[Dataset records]

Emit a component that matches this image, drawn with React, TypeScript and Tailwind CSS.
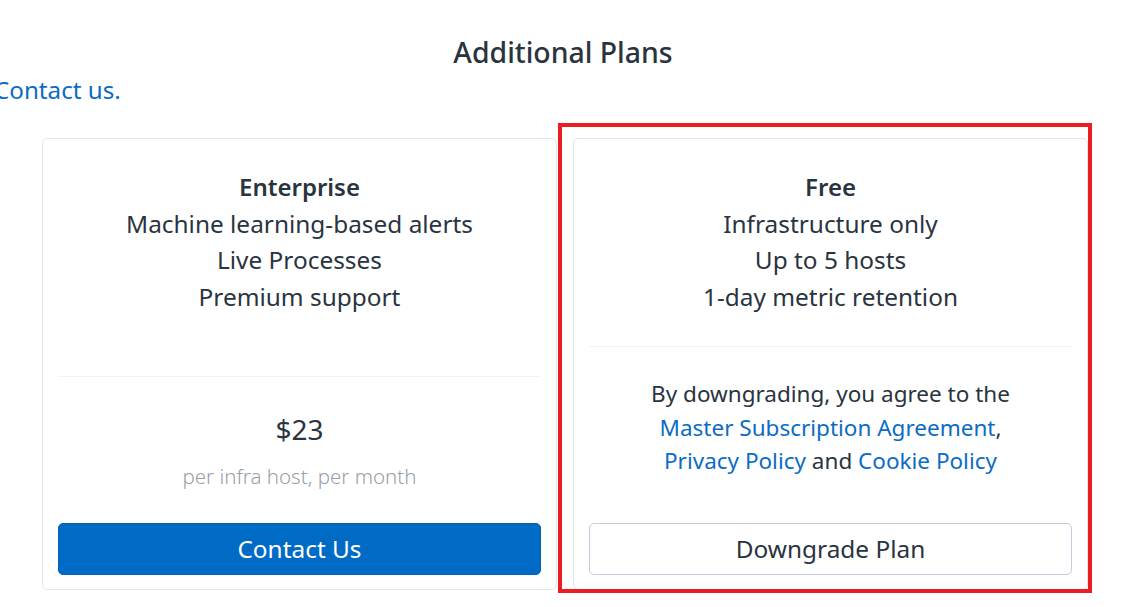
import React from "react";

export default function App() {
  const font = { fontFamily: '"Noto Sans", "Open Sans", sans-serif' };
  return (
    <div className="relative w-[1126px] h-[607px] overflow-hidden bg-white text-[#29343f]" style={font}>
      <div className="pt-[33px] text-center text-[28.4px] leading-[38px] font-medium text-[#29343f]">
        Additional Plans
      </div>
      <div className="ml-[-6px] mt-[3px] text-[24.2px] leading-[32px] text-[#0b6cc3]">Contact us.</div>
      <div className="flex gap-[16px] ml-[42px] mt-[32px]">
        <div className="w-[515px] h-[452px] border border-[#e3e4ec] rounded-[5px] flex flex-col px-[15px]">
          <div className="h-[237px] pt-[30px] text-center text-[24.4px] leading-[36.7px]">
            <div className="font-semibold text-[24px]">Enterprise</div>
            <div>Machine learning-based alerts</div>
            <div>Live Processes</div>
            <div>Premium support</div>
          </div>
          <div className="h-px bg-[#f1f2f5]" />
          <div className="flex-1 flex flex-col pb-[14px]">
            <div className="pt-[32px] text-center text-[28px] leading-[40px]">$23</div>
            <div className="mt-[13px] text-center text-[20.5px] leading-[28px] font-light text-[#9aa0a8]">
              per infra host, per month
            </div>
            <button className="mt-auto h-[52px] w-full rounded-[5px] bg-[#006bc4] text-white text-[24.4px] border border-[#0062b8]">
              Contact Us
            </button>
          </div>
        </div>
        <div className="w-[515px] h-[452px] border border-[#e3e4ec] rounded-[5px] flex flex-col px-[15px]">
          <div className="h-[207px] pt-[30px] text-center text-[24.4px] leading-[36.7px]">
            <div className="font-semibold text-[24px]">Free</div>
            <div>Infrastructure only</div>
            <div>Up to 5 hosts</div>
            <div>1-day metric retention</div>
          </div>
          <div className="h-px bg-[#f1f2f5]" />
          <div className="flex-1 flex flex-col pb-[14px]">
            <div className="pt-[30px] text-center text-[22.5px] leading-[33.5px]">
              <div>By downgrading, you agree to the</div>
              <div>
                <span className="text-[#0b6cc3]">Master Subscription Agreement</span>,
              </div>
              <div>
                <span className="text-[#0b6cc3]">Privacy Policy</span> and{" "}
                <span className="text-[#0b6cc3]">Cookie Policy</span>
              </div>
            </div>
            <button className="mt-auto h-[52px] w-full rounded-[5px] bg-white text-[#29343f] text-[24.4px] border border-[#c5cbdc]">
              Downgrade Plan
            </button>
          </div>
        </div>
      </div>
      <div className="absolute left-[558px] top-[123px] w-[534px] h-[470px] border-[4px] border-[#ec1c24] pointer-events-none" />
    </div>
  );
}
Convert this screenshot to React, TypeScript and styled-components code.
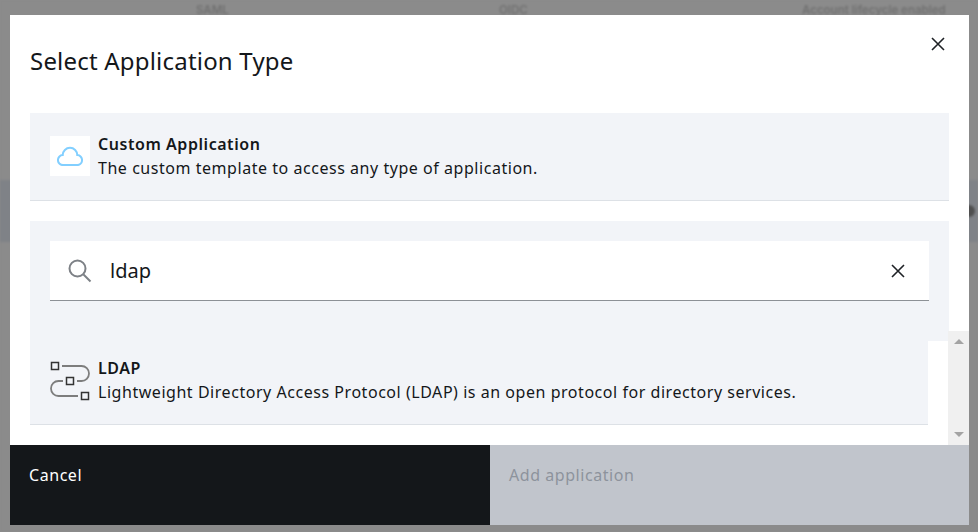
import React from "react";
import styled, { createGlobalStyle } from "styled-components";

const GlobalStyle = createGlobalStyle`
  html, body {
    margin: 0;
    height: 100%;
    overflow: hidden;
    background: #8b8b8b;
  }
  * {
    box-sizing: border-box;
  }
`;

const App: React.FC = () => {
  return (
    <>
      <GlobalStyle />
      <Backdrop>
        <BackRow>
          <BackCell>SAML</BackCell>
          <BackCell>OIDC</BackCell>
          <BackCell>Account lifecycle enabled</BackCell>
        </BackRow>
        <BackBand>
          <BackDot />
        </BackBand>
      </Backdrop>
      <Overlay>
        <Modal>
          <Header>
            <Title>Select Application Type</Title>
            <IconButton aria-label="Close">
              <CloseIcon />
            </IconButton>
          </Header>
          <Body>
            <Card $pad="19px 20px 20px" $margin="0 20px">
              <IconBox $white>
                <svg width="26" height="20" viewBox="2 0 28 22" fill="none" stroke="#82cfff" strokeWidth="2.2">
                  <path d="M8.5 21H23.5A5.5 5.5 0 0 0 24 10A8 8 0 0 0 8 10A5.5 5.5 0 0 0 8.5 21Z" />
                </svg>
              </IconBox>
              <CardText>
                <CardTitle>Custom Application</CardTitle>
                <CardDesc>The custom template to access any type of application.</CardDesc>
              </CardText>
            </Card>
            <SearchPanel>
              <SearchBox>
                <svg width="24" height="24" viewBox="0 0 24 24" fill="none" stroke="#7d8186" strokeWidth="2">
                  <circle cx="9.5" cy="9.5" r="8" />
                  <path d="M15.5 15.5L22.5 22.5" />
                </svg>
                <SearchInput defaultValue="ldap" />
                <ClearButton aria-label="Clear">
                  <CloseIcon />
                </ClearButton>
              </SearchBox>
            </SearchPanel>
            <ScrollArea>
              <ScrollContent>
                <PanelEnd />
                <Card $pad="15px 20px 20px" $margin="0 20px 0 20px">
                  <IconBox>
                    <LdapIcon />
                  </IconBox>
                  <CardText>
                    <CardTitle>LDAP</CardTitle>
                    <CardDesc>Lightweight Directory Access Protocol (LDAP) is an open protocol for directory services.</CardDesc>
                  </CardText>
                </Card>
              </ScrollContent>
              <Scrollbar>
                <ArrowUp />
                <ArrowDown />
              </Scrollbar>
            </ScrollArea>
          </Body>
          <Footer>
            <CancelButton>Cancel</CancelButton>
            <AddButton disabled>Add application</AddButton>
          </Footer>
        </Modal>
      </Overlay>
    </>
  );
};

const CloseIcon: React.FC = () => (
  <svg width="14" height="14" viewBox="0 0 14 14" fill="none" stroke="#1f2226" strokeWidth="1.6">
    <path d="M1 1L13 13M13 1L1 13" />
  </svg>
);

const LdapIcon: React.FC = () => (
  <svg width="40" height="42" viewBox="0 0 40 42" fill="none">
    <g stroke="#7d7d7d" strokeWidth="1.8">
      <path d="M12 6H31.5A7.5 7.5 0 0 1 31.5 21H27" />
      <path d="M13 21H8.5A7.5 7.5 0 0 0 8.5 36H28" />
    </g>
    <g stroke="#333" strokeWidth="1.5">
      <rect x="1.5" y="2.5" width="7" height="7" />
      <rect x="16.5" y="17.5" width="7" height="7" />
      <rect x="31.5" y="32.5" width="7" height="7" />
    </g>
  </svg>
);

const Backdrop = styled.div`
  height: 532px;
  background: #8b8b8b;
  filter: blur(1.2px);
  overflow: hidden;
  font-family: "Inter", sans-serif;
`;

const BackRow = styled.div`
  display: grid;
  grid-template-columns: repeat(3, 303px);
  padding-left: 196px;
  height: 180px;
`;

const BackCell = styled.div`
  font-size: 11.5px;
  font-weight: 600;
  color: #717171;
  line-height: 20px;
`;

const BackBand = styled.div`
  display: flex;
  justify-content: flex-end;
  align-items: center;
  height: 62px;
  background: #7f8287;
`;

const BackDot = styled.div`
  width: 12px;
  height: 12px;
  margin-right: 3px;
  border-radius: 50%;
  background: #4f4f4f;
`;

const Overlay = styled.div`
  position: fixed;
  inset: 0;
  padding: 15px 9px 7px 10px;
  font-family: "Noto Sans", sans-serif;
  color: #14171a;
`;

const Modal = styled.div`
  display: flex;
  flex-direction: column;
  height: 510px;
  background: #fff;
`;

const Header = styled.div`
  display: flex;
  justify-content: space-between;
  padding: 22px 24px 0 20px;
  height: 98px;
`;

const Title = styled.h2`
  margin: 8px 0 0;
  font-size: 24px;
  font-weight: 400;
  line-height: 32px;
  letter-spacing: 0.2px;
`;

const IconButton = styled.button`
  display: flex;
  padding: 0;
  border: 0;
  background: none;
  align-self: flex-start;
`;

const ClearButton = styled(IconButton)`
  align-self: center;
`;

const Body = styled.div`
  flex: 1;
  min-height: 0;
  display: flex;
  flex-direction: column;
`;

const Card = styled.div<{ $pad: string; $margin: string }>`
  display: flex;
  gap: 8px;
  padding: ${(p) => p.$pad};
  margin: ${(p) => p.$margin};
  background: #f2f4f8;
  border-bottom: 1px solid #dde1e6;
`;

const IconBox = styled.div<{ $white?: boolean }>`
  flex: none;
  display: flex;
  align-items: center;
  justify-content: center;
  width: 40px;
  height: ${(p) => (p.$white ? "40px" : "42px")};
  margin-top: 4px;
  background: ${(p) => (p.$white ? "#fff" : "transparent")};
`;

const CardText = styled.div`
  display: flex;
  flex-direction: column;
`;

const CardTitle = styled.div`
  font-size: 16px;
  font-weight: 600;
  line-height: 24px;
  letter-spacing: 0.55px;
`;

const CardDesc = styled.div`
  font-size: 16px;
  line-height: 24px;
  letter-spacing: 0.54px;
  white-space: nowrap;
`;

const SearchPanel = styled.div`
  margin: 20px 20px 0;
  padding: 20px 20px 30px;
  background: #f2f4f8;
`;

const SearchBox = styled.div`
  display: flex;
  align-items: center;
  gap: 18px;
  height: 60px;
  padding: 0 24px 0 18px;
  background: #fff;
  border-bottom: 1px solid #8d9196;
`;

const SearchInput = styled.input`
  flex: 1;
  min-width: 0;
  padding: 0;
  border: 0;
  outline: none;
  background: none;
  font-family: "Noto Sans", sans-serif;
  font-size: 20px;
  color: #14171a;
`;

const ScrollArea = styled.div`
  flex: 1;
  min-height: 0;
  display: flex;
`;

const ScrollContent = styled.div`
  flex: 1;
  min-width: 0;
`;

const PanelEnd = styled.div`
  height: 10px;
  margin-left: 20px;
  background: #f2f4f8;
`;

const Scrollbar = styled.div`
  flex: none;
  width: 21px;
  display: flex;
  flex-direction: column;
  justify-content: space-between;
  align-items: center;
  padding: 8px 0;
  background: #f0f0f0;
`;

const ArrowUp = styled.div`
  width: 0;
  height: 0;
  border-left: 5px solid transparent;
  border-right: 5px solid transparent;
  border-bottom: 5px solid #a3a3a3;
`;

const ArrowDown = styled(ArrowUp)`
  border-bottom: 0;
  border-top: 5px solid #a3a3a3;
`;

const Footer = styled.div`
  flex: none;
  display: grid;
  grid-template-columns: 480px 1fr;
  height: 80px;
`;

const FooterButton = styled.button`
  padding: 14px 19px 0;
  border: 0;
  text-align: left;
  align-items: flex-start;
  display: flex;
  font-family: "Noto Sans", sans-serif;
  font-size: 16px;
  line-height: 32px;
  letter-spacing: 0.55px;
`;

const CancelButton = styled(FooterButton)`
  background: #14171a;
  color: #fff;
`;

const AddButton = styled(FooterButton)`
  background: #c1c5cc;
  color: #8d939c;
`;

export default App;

> [Aim of the exercise]:
Go over the data above and copy every line that has the word "this" in it.

> [Full response]:
Emit a component that matches this image, drawn with React, TypeScript and Tailwind CSS.
Convert this screenshot to React, TypeScript and styled-components code.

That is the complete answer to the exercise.